Birchfield , Stanley

Abstract

Over the past decade, computing architectures have continued to exploit multiple levels of parallelism in applications. This increased interest in parallel computing has not only fueled the growth of multi-core processors but has also lead to an emergence of several non-traditional computing architectures like General Purpose Graphical Processing Units (GP-GPUs), Cell Processors, and Field Programmable Gate Arrays (FPGAs). Of these non-traditional computing architectures, GP-GPUs have gained widespread popularity due to their massively parallel computational abilities and relative ease of programmability.

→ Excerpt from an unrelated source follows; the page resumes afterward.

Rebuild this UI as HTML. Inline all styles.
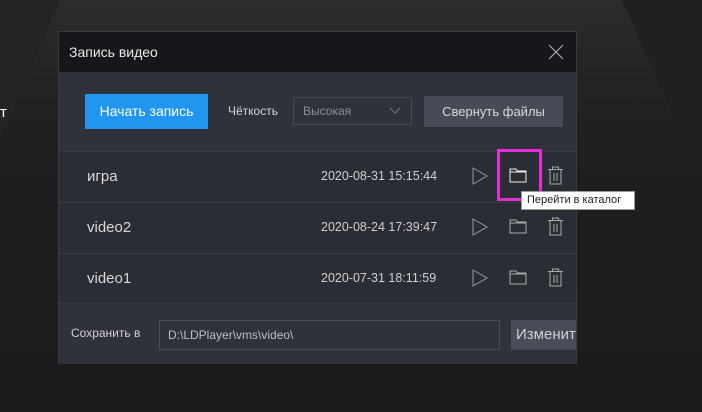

Several software development ecosystems have emerged to harness the power of these parallel architectures. Although several threading libraries like POSIX Threads, OpenMP and MPI are available for multi-core processors; the support for GP-GPUs remains limited to just two frameworks: Compute Unified Device Architecture (CUDA) and Open Compute Language (OpenCL). These threading libraries and frameworks each provide a powerful set of programming features that have a direct influence on the application performance.
In this work, we characterize the behavior of an anisotropic diffusion filter and identify the hardware bottlenecks that limit the performance of the filter. We choose an image processing filtering algorithm for this study owing to its massively parallel nature. We then utilize a recently developed fitness model from the literature to predict the fitness of this algorithm for the selected architectures and identify the causes for its failure.
We also report and analyze the variation of performance with problem size scaling, available optimization techniques, and execution configurations. We observe a best runtime of 3156 ms on the muti-core processors and 55.66 ms on the GP-GPUs . Our results and analysis highlight different architecture specific optimization techniques and identify the best match out of the selected architectures for this algorithm using a performance prediction model.